- _Task directions_: Reproduce nothing but the lines from the start of the material through the line that includes "w-[250px] border-t border-b", both ends included, and omit every picture.

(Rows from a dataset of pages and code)
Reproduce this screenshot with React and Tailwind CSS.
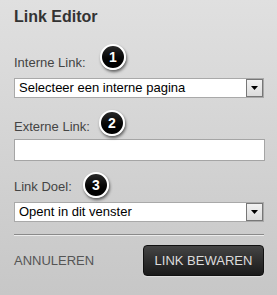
const Badge = ({ n, className }) => (
  <span
    className={`absolute flex h-[26px] w-[26px] items-center justify-center rounded-full border-2 border-white bg-gradient-to-b from-[#2a2a2a] to-black text-[14px] font-bold text-white shadow-[1px_2px_3px_rgba(0,0,0,0.55)] ${className}`}
  >
    {n}
  </span>
);

const FakeSelect = ({ value }) => (
  <div className="flex h-5 w-[250px] items-stretch border border-[#a9a9a9] bg-white">
    <span className="flex-1 truncate pl-1 text-[13px] leading-[18px] text-black">{value}</span>
    <span className="flex w-[17px] items-center justify-center border border-[#777] bg-gradient-to-b from-[#f2f2f2] to-[#dcdcdc]">
      <svg width="7" height="4" viewBox="0 0 7 4">
        <path d="M0 0H7L3.5 4Z" fill="#000" />
      </svg>
    </span>
  </div>
);

const App = () => {
  return (
    <div className="h-[295px] w-[277px] overflow-hidden bg-gradient-to-b from-[#e0e0e0] to-[#c7c7c7] pl-[14px] pt-2 font-['Liberation_Sans',Arial,sans-serif]">
      {/* Title */}
      <h2 className="text-[16px] font-bold leading-[18px] text-[#333]">Link Editor</h2>

      {/* Interne link */}
      <div className="relative mt-[29px] text-[13px] leading-4 text-[#444]">
        Interne Link:
        <Badge n="1" className="left-[86px] top-[-11px]" />
      </div>
      <div className="mt-[7px]">
        <FakeSelect value="Selecteer een interne pagina" />
      </div>

      {/* Externe link */}
      <div className="relative mt-[21px] text-[13px] leading-4 text-[#444]">
        Externe Link:
        <Badge n="2" className="left-[85px] top-[-9px]" />
      </div>
      <div className="mt-1 h-[22px] w-[251px] border border-[#a5a5a5] bg-white" />

      {/* Link doel */}
      <div className="relative mt-[18px] text-[13px] leading-4 text-[#444]">
        Link Doel:
        <Badge n="3" className="left-[69px] top-[-7px]" />
      </div>
      <div className="mt-[7px]">
        <FakeSelect value="Opent in dit venster" />
      </div>

      <div className="mt-3 w-[250px] border-t border-b border-t-[#8a8a8a] border-b-[#ececec]" />

      {/* Actions */}
      <div className="mt-[9px] flex w-[250px] items-center justify-between">
        <span className="text-[13px] leading-4 text-[#555]">ANNULEREN</span>
        <button className="h-[31px] w-[121px] rounded-[4px] border border-[#111] bg-gradient-to-b from-[#454545] to-[#1a1a1a] text-[13px] text-[#dcdcdc] shadow-[0_1px_1px_rgba(255,255,255,0.4)]">
          LINK BEWAREN
        </button>
      </div>
    </div>
  );
};

export default App;
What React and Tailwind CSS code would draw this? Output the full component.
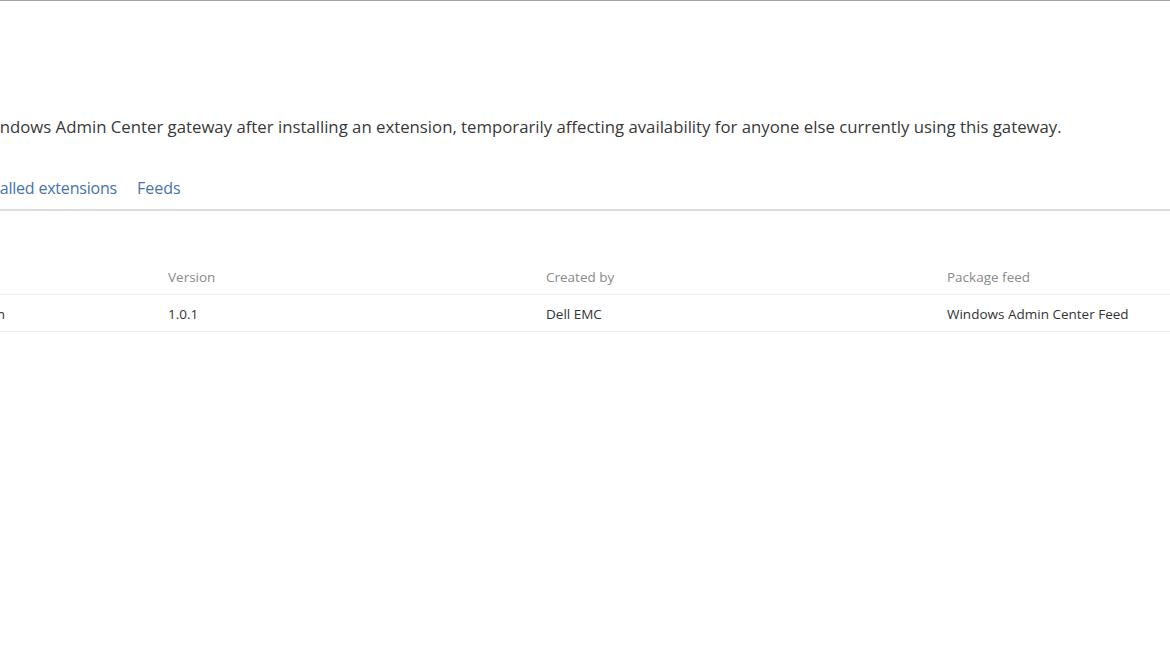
export default function App() {
  return (
    <div className="w-[1170px] h-[663px] overflow-hidden bg-white border-t border-[#a3a3a3]" style={{ fontFamily: '"Open Sans", "Noto Sans", sans-serif' }}>
      <p className="mt-[114px] ml-[-20px] flex whitespace-nowrap text-[16.75px] leading-[24px] text-[#383838]">
        <span className="w-0 shrink-0 flex justify-end">
          <span>You must restart the&nbsp;</span>
        </span>
        <span>Windows Admin Center gateway after installing an extension, temporarily affecting availability for anyone else currently using this gateway.</span>
      </p>
      <div className="mt-[37px] flex pb-[9px] border-b-2 border-[#dcdcdc] text-[16px] leading-[24px] text-[#4673a8] whitespace-nowrap">
        <div className="w-[117px] shrink-0 flex justify-end gap-[20px]">
          <span>Available extensions</span>
          <span className="tracking-[-0.2px]">Installed extensions</span>
        </div>
        <span className="ml-[20px]">Feeds</span>
      </div>
      <div className="mt-[56px] text-[13.5px] whitespace-nowrap">
        <div className="flex border-b border-[#ebebeb] pb-[7px] leading-[20px] text-[#8a8a8a]">
          <div className="w-[168px] shrink-0">
            <span className="ml-[-230px]">Name</span>
          </div>
          <div className="w-[378px] shrink-0">Version</div>
          <div className="w-[401px] shrink-0">Created by</div>
          <div>Package feed</div>
        </div>
        <div className="flex border-b border-[#ebebeb] pt-[9px] pb-[7px] leading-[20px] text-[#333333]">
          <div className="w-[168px] shrink-0 flex justify-end pr-[163px]">
            <span>Dell EMC OpenManage Integration</span>
          </div>
          <div className="w-[378px] shrink-0">1.0.1</div>
          <div className="w-[401px] shrink-0">Dell EMC</div>
          <div>Windows Admin Center Feed</div>
        </div>
      </div>
    </div>
  );
}
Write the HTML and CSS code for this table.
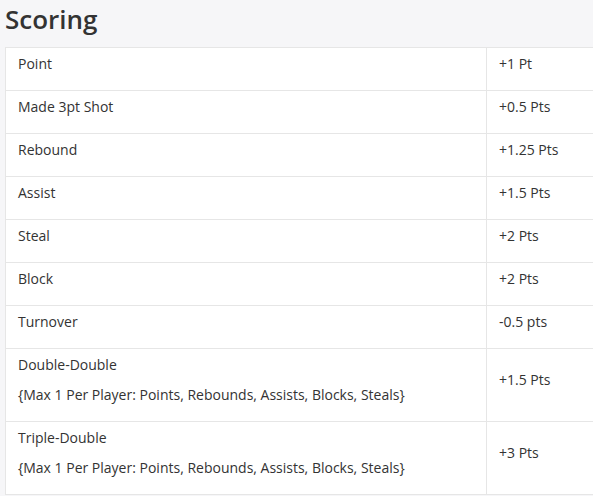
FILE: index.html
```html
<!DOCTYPE html>
<html>
<head>
<meta charset="utf-8">
<link rel="stylesheet" href="styles.css">
</head>
<body>
<div class="page">
  <h2 class="title">Scoring</h2>
  <table class="scoring">
    <tr><td class="name"><p>Point</p></td><td class="pts"><p>+1 Pt</p></td></tr>
    <tr><td class="name"><p>Made 3pt Shot</p></td><td class="pts"><p>+0.5 Pts</p></td></tr>
    <tr><td class="name"><p>Rebound</p></td><td class="pts"><p>+1.25 Pts</p></td></tr>
    <tr><td class="name"><p>Assist</p></td><td class="pts"><p>+1.5 Pts</p></td></tr>
    <tr><td class="name"><p>Steal</p></td><td class="pts"><p>+2 Pts</p></td></tr>
    <tr><td class="name"><p>Block</p></td><td class="pts"><p>+2 Pts</p></td></tr>
    <tr><td class="name"><p>Turnover</p></td><td class="pts"><p>-0.5 pts</p></td></tr>
    <tr><td class="name"><p>Double-Double</p><p>{Max 1 Per Player: Points, Rebounds, Assists, Blocks, Steals}</p></td><td class="pts"><p>+1.5 Pts</p></td></tr>
    <tr><td class="name"><p>Triple-Double</p><p>{Max 1 Per Player: Points, Rebounds, Assists, Blocks, Steals}</p></td><td class="pts"><p>+3 Pts</p></td></tr>
  </table>
</div>
</body>
</html>
```
FILE: styles.css
```css
html, body {
  margin: 0;
  padding: 0;
  background: #f6f6f8;
  overflow: hidden;
}
body {
  font-family: "Open Sans", "Liberation Sans", sans-serif;
  color: #333;
}
.page {
  padding: 0 0 0 5px;
  width: 640px;
}
.title {
  margin: 0;
  padding-top: 1px;
  height: 46px;
  font-size: 26px;
  font-weight: 600;
  line-height: 36px;
  color: #333;
}
.scoring {
  border-collapse: collapse;
  background: #fff;
  width: 630px;
}
.scoring td {
  border: 1px solid #e6e6e6;
  padding: 6px 12px;
  vertical-align: middle;
  font-size: 14px;
  line-height: 20px;
}
.scoring td.name {
  width: 456px;
}
.scoring p {
  margin: 0 0 10px;
}
```
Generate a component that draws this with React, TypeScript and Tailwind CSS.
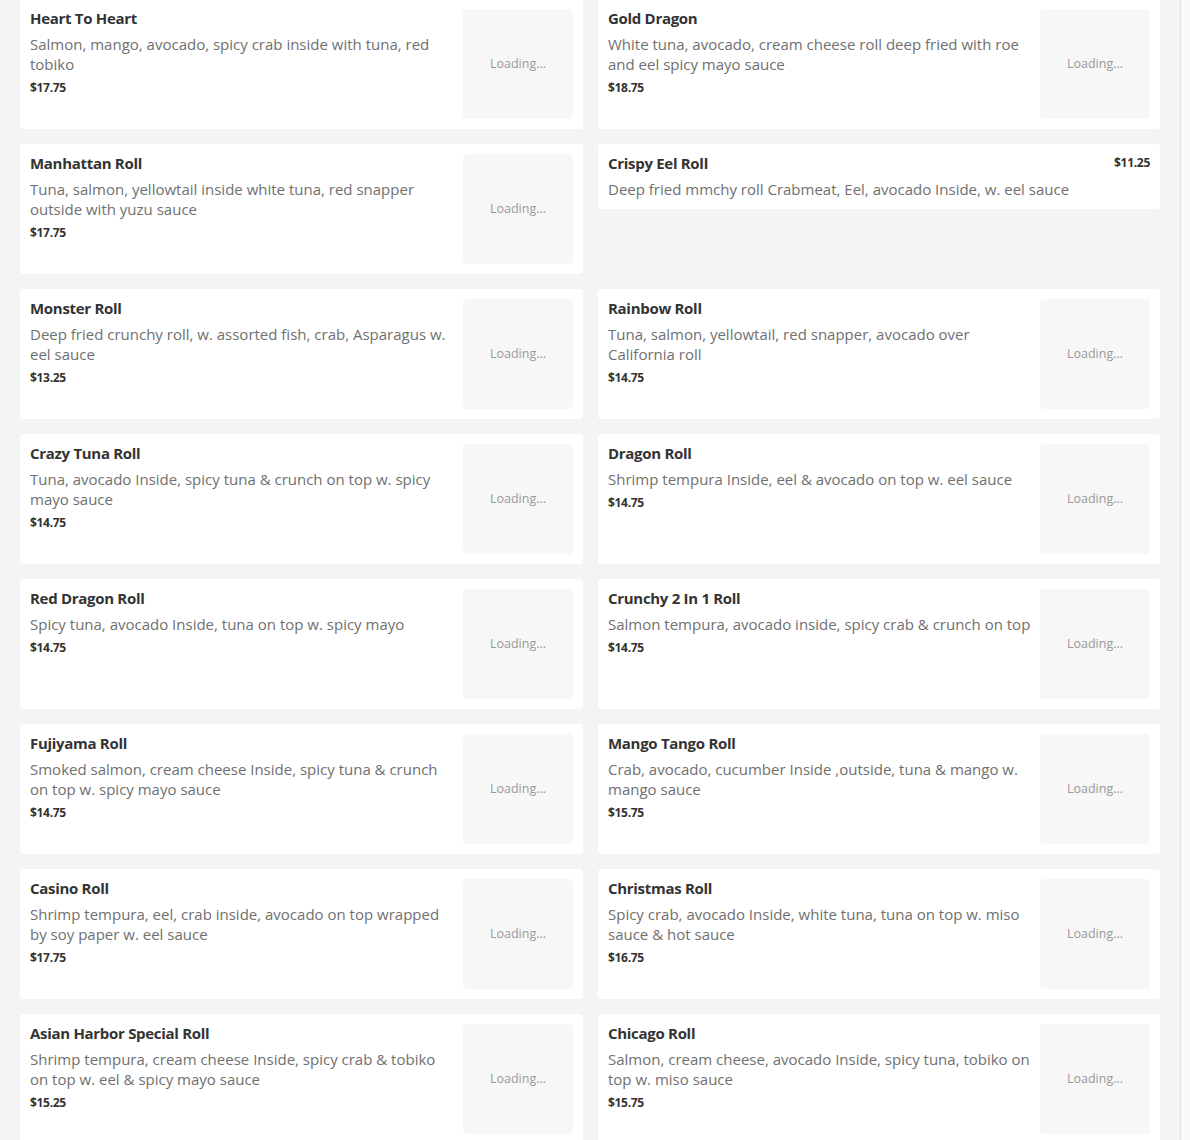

- _Correct response_:
Reproduce this screenshot with React and Tailwind CSS.
const Badge = ({ n, className }) => (
  <span
    className={`absolute flex h-[26px] w-[26px] items-center justify-center rounded-full border-2 border-white bg-gradient-to-b from-[#2a2a2a] to-black text-[14px] font-bold text-white shadow-[1px_2px_3px_rgba(0,0,0,0.55)] ${className}`}
  >
    {n}
  </span>
);

const FakeSelect = ({ value }) => (
  <div className="flex h-5 w-[250px] items-stretch border border-[#a9a9a9] bg-white">
    <span className="flex-1 truncate pl-1 text-[13px] leading-[18px] text-black">{value}</span>
    <span className="flex w-[17px] items-center justify-center border border-[#777] bg-gradient-to-b from-[#f2f2f2] to-[#dcdcdc]">
      <svg width="7" height="4" viewBox="0 0 7 4">
        <path d="M0 0H7L3.5 4Z" fill="#000" />
      </svg>
    </span>
  </div>
);

const App = () => {
  return (
    <div className="h-[295px] w-[277px] overflow-hidden bg-gradient-to-b from-[#e0e0e0] to-[#c7c7c7] pl-[14px] pt-2 font-['Liberation_Sans',Arial,sans-serif]">
      {/* Title */}
      <h2 className="text-[16px] font-bold leading-[18px] text-[#333]">Link Editor</h2>

      {/* Interne link */}
      <div className="relative mt-[29px] text-[13px] leading-4 text-[#444]">
        Interne Link:
        <Badge n="1" className="left-[86px] top-[-11px]" />
      </div>
      <div className="mt-[7px]">
        <FakeSelect value="Selecteer een interne pagina" />
      </div>

      {/* Externe link */}
      <div className="relative mt-[21px] text-[13px] leading-4 text-[#444]">
        Externe Link:
        <Badge n="2" className="left-[85px] top-[-9px]" />
      </div>
      <div className="mt-1 h-[22px] w-[251px] border border-[#a5a5a5] bg-white" />

      {/* Link doel */}
      <div className="relative mt-[18px] text-[13px] leading-4 text-[#444]">
        Link Doel:
        <Badge n="3" className="left-[69px] top-[-7px]" />
      </div>
      <div className="mt-[7px]">
        <FakeSelect value="Opent in dit venster" />
      </div>

      <div className="mt-3 w-[250px] border-t border-b border-t-[#8a8a8a] border-b-[#ececec]" />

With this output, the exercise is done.